# What you are asked to do
Copy out each line of the data that holds the word "styles".

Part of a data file
-- Begin --
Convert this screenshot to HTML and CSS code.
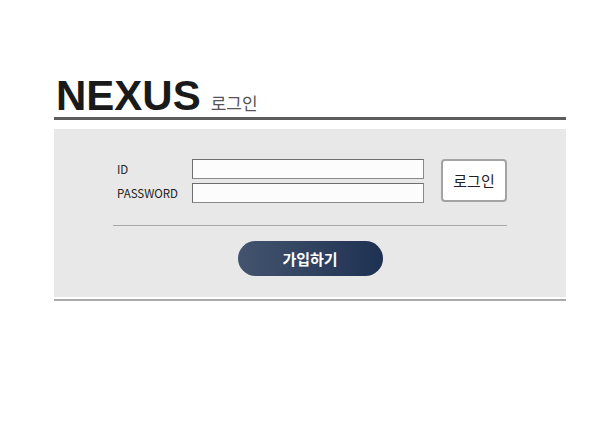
FILE: index.html
```html
<!DOCTYPE html>
<html lang="ko">
<head>
    <meta charset="UTF-8">
    <meta name="viewport" content="width=device-width, initial-scale=1.0">
    <title>NEXUS 로그인</title>
    <link rel="stylesheet" href="styles.css">
</head>
<body>
    <div class="wrap">
        <!-- Title -->
        <header class="title">
            <h1>NEXUS</h1>
            <span class="sub">로그인</span>
        </header>

        <!-- Login box -->
        <div class="login-box">
            <form class="login-form" onsubmit="return false">
                <div class="fields">
                    <label for="user-id">ID</label>
                    <input type="text" id="user-id">
                    <label for="user-pw">PASSWORD</label>
                    <input type="password" id="user-pw">
                </div>
                <button type="submit" class="login-button">로그인</button>
            </form>
            <hr class="divider">
            <div class="join">
                <button type="button" class="join-button">가입하기</button>
            </div>
        </div>
        <div class="bottom-line"></div>
    </div>
</body>
</html>
```

FILE: styles.css
```css
/* Reset */
* {
    margin: 0;
    padding: 0;
    box-sizing: border-box;
}

body {
    font-family: 'Noto Sans CJK KR', 'Liberation Sans', sans-serif;
    background-color: #fff;
    color: #222;
}

.wrap {
    width: 512px;
    margin-left: 54px;
}

.title {
    display: flex;
    align-items: baseline;
    gap: 10px;
    margin-top: 76px;
    height: 44px;
    padding-bottom: 1px;
    border-bottom: 3px solid #5c5c5c;
    line-height: 40px;
}

.title h1 {
    font-family: 'Liberation Sans', Arial, sans-serif;
    font-size: 42px;
    font-weight: bold;
    color: #1a1a1a;
    padding-left: 2px;
}

.title .sub {
    font-size: 17px;
    line-height: 17px;
    color: #555;
    margin-bottom: 2px;
}

.login-box {
    margin-top: 9px;
    height: 168px;
    background-color: #e8e8e8;
    padding-top: 30px;
}

.login-form {
    display: flex;
    align-items: flex-start;
    padding-left: 63px;
}

.fields {
    display: grid;
    grid-template-columns: 75px 232px;
    row-gap: 4px;
    align-items: center;
}

.fields label {
    font-size: 11.5px;
    color: #222;
}

.fields input {
    height: 20px;
    border: 1px solid #8a8a8a;
    border-top-color: #6e6e6e;
    border-left-color: #6e6e6e;
    background: #fcfcfc;
}

.login-button {
    margin-left: 17px;
    width: 66px;
    height: 43px;
    border: 2px solid #a3a3a3;
    border-radius: 4px;
    background: #fff;
    font-family: 'Noto Sans CJK KR', sans-serif;
    font-size: 15px;
    color: #222;
    cursor: pointer;
}

.divider {
    margin: 22px 59px 0;
    border: none;
    border-top: 1px solid #a8a8a8;
}

.join {
    display: flex;
    justify-content: center;
    margin-top: 15px;
}

.join-button {
    width: 145px;
    height: 35px;
    border: none;
    border-radius: 18px;
    background: linear-gradient(to right, #44546f, #1f3152);
    color: #fff;
    font-family: 'Noto Sans CJK KR', sans-serif;
    font-size: 15px;
    font-weight: bold;
    cursor: pointer;
}

.bottom-line {
    margin-top: 2px;
    height: 2px;
    background-color: #aaa;
}
```
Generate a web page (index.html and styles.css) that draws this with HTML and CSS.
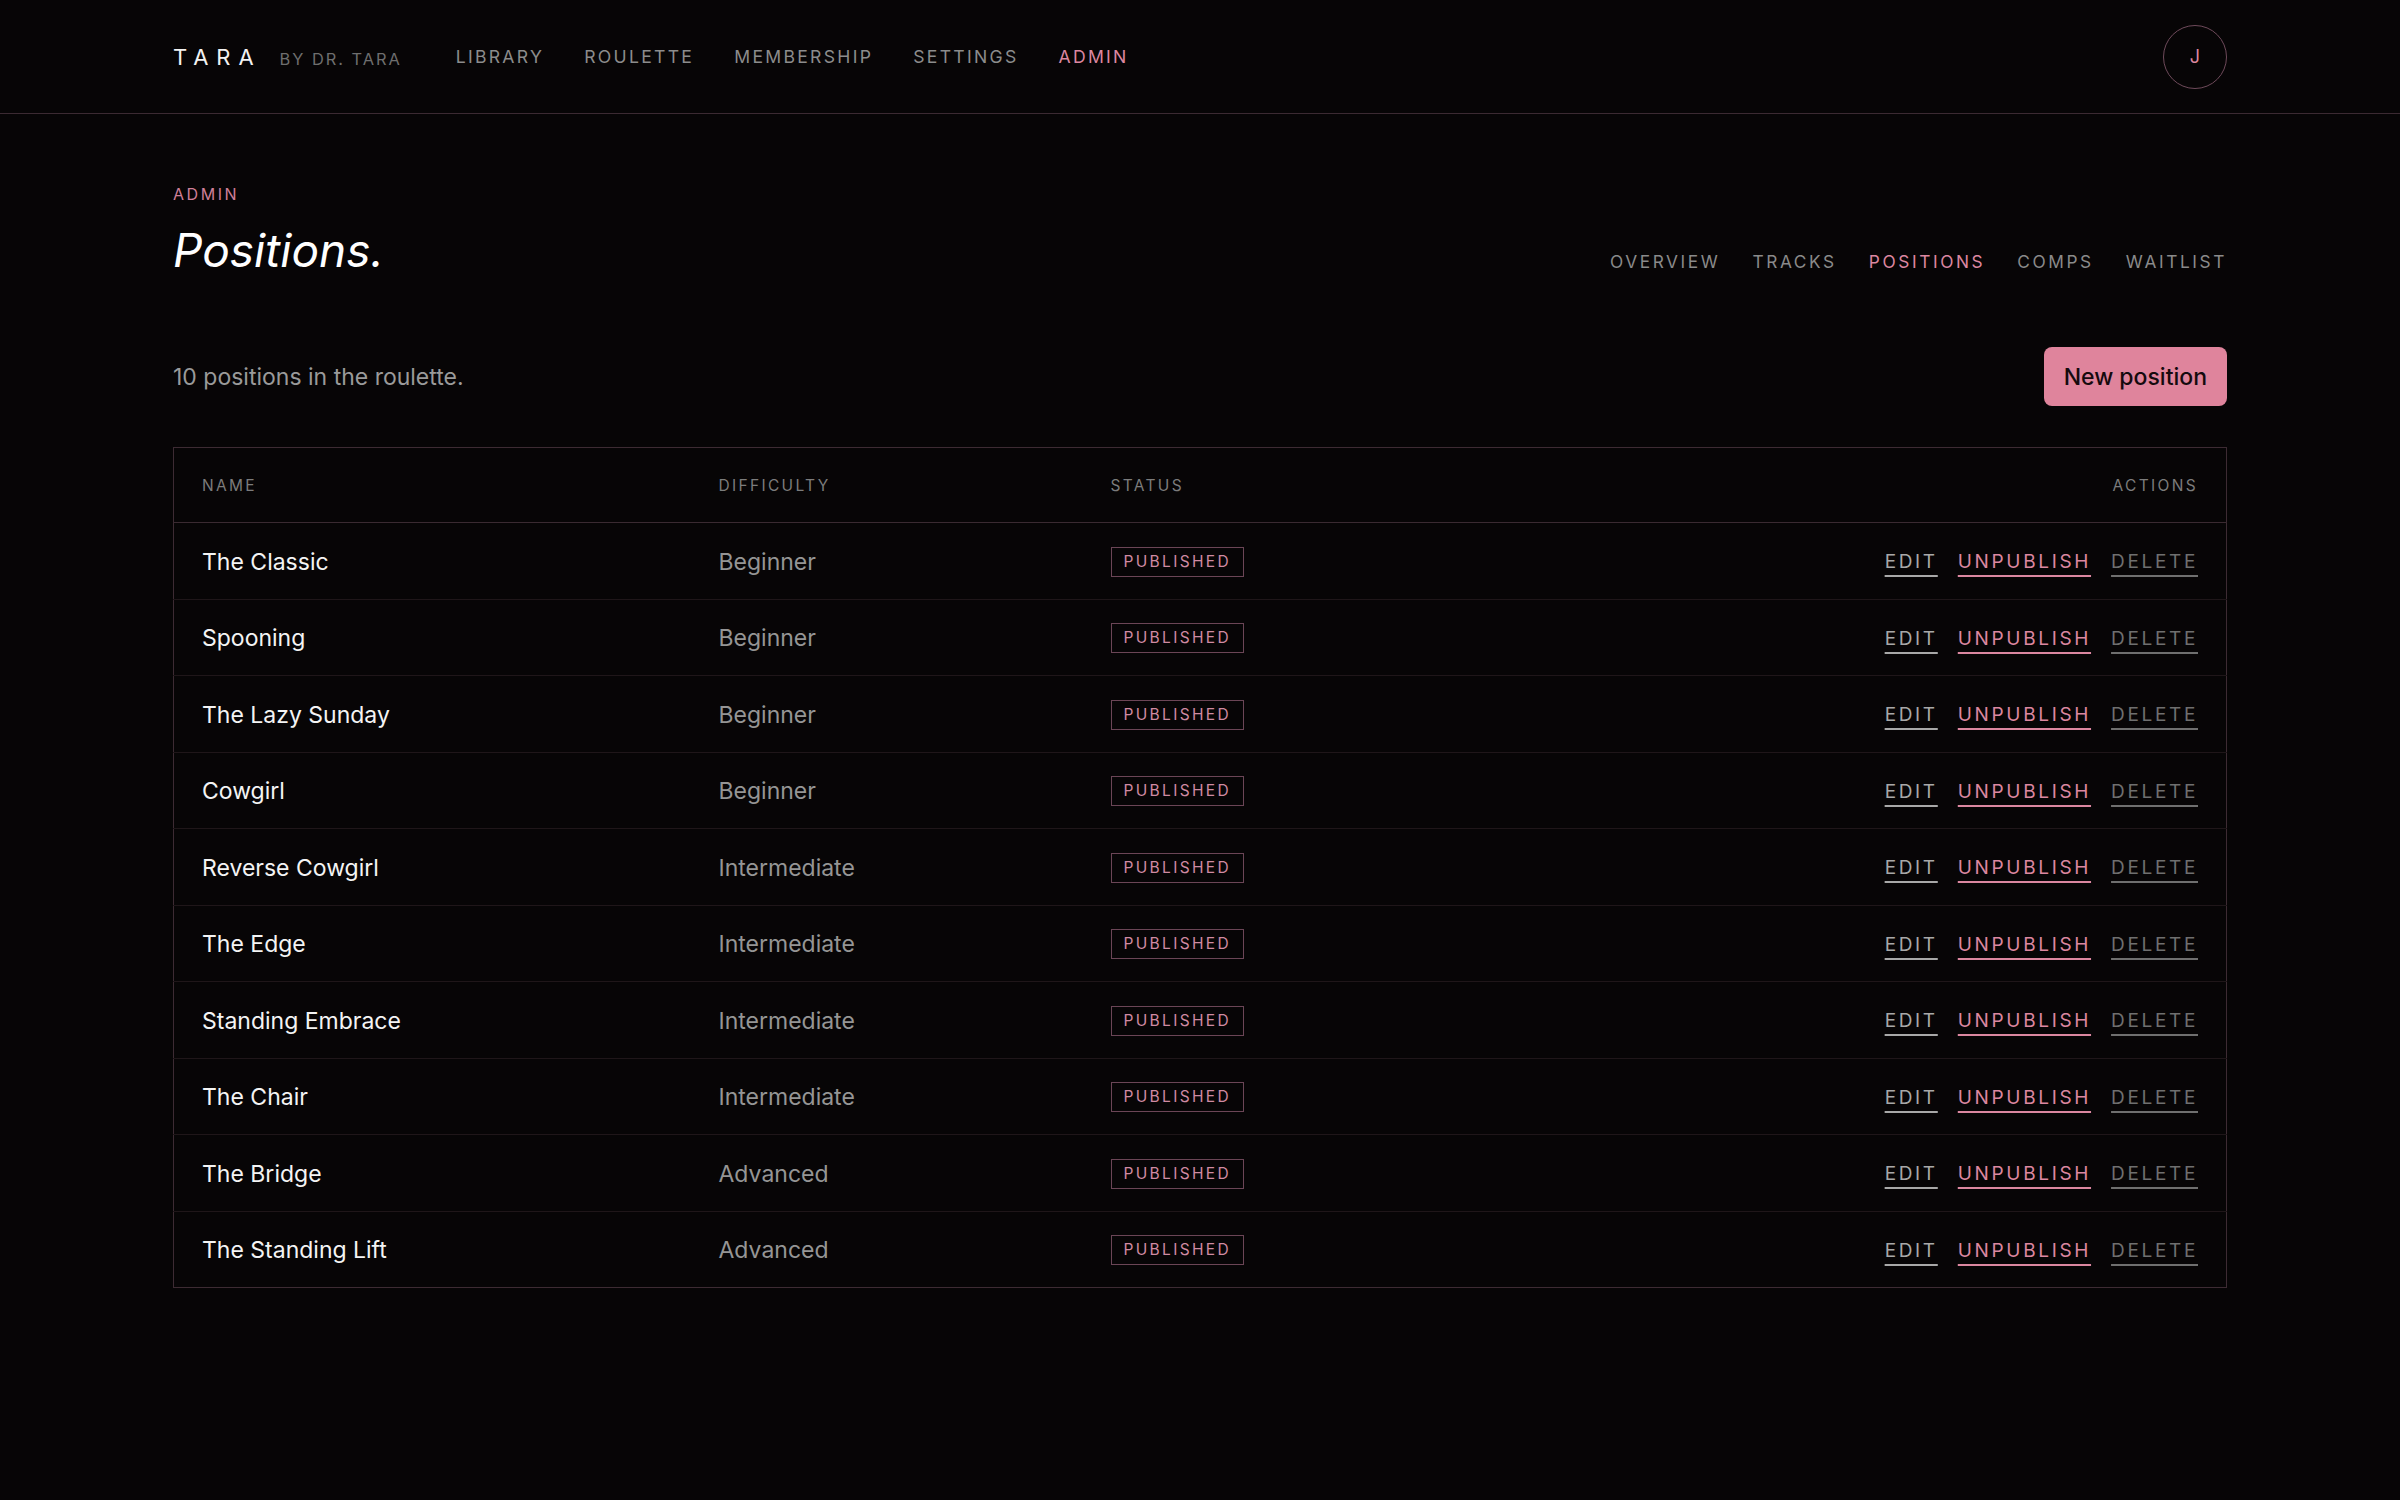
FILE: index.html
```html
<!DOCTYPE html>
<html lang="en">
<head>
  <meta charset="UTF-8">
  <meta name="viewport" content="width=device-width, initial-scale=1.0">
  <title>Positions · Admin · Tara</title>
  <link rel="stylesheet" href="styles.css">
</head>
<body>
  <header class="topbar">
    <div class="brand">
      <span class="brand-name">TARA</span>
      <span class="brand-by">BY DR. TARA</span>
    </div>
    <nav class="main-nav">
      <a href="#">LIBRARY</a>
      <a href="#">ROULETTE</a>
      <a href="#">MEMBERSHIP</a>
      <a href="#">SETTINGS</a>
      <a href="#" class="active">ADMIN</a>
    </nav>
    <div class="avatar">J</div>
  </header>

  <main class="page">
    <div class="page-head">
      <div>
        <div class="eyebrow">ADMIN</div>
        <h1>Positions.</h1>
      </div>
      <nav class="sub-nav">
        <a href="#">OVERVIEW</a>
        <a href="#">TRACKS</a>
        <a href="#" class="active">POSITIONS</a>
        <a href="#">COMPS</a>
        <a href="#">WAITLIST</a>
      </nav>
    </div>

    <div class="toolbar">
      <p class="count">10 positions in the roulette.</p>
      <button class="btn-primary">New position</button>
    </div>

    <table class="positions">
      <colgroup>
        <col class="col-name">
        <col class="col-difficulty">
        <col>
        <col class="col-actions">
      </colgroup>
      <thead>
        <tr>
          <th>NAME</th>
          <th>DIFFICULTY</th>
          <th>STATUS</th>
          <th class="right">ACTIONS</th>
        </tr>
      </thead>
      <tbody id="position-rows"></tbody>
    </table>
  </main>

  <script>
    const positions = [
      { name: 'The Classic', difficulty: 'Beginner' },
      { name: 'Spooning', difficulty: 'Beginner' },
      { name: 'The Lazy Sunday', difficulty: 'Beginner' },
      { name: 'Cowgirl', difficulty: 'Beginner' },
      { name: 'Reverse Cowgirl', difficulty: 'Intermediate' },
      { name: 'The Edge', difficulty: 'Intermediate' },
      { name: 'Standing Embrace', difficulty: 'Intermediate' },
      { name: 'The Chair', difficulty: 'Intermediate' },
      { name: 'The Bridge', difficulty: 'Advanced' },
      { name: 'The Standing Lift', difficulty: 'Advanced' },
    ];

    const tbody = document.getElementById('position-rows');

    positions.forEach((position) => {
      const row = document.createElement('tr');
      row.innerHTML = `
        <td class="name">${position.name}</td>
        <td class="difficulty">${position.difficulty}</td>
        <td><span class="badge">PUBLISHED</span></td>
        <td class="right">
          <div class="actions">
            <a href="#" class="act-edit">EDIT</a>
            <a href="#" class="act-unpublish">UNPUBLISH</a>
            <a href="#" class="act-delete">DELETE</a>
          </div>
        </td>
      `;
      tbody.appendChild(row);
    });
  </script>
</body>
</html>
```

FILE: styles.css
```css
body {
  margin: 0;
  background-color: #070506;
  color: #f2f2f2;
  font-family: Inter, 'Noto Sans', sans-serif;
}

a {
  text-decoration: none;
  color: inherit;
}

/* top bar */
.topbar {
  height: 114px;
  box-sizing: border-box;
  padding: 0 173px;
  display: flex;
  align-items: center;
  border-bottom: 1px solid #3b2a32;
}

.brand {
  display: flex;
  align-items: baseline;
  gap: 18px;
}

.brand-name {
  font-size: 22px;
  letter-spacing: 0.36em;
  color: #f2f2f2;
}

.brand-by {
  font-size: 16.4px;
  letter-spacing: 0.12em;
  color: #6e6e6e;
}

.main-nav {
  display: flex;
  gap: 40px;
  margin-left: 54px;
}

.main-nav a {
  font-size: 17.6px;
  letter-spacing: 0.13em;
  color: #8c8c8c;
}

.main-nav a.active {
  color: #dc87a0;
}

.avatar {
  margin-left: auto;
  width: 62px;
  height: 62px;
  border: 1.5px solid #6e4a5a;
  border-radius: 50%;
  display: flex;
  align-items: center;
  justify-content: center;
  font-size: 18px;
  color: #dc87a0;
}

/* page */
.page {
  padding: 70px 173px 80px;
}

.page-head {
  display: flex;
  justify-content: space-between;
  align-items: flex-end;
}

.eyebrow {
  font-size: 16px;
  line-height: 20px;
  letter-spacing: 0.16em;
  color: #cf7f98;
}

h1 {
  margin: 20px 0 0;
  font-size: 46px;
  line-height: 53px;
  font-style: italic;
  font-weight: 400;
  color: #ffffff;
}

.sub-nav {
  display: flex;
  gap: 32px;
  margin-bottom: 3px;
  line-height: 24px;
}

.sub-nav a {
  font-size: 17.3px;
  letter-spacing: 0.15em;
  color: #8a8a8a;
}

.sub-nav a.active {
  color: #dc87a0;
}

.toolbar {
  margin-top: 70px;
  display: flex;
  justify-content: space-between;
  align-items: center;
}

.count {
  margin: 0;
  font-size: 23px;
  color: #9a9a9a;
}

.btn-primary {
  height: 59px;
  padding: 0 20px;
  border: none;
  border-radius: 8px;
  background-color: #df849c;
  color: #150a0e;
  font-family: inherit;
  font-size: 23px;
  font-weight: 500;
}

/* table */
.positions {
  margin-top: 41px;
  width: 100%;
  border-collapse: collapse;
  table-layout: fixed;
  border: 1px solid #3d2b33;
}

.col-name { width: 517px; }
.col-difficulty { width: 392px; }
.col-actions { width: 520px; }

.positions th,
.positions td {
  padding: 0 28px;
  text-align: left;
}

.positions th {
  height: 74px;
  font-size: 15.5px;
  font-weight: 400;
  letter-spacing: 0.15em;
  color: #7c7c7c;
  border-bottom: 1px solid #3a2a31;
}

.positions td {
  height: 73.5px;
  padding-top: 2px;
  border-top: 1px solid #1f1619;
}

.positions .right {
  text-align: right;
}

.name {
  font-size: 23px;
  color: #f4f4f4;
}

.difficulty {
  font-size: 23px;
  color: #959595;
}

.badge {
  display: inline-block;
  padding: 0 12px;
  height: 28px;
  line-height: 28px;
  border: 1px solid #6b4556;
  font-size: 15.5px;
  letter-spacing: 0.15em;
  color: #d08aa2;
}

.actions {
  display: flex;
  justify-content: flex-end;
  gap: 20px;
}

.actions a {
  font-size: 19px;
  letter-spacing: 0.14em;
  text-decoration: underline;
  text-decoration-thickness: 2px;
  text-underline-offset: 7px;
}

.act-edit {
  color: #a8a8a8;
}

.act-unpublish {
  color: #dc87a0;
}

.act-delete {
  color: #6f6f6f;
}
```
-- End --
# Task result
    <link rel="stylesheet" href="styles.css">
FILE: styles.css
Generate a web page (index.html and styles.css) that draws this with HTML and CSS.
  <link rel="stylesheet" href="styles.css">
FILE: styles.css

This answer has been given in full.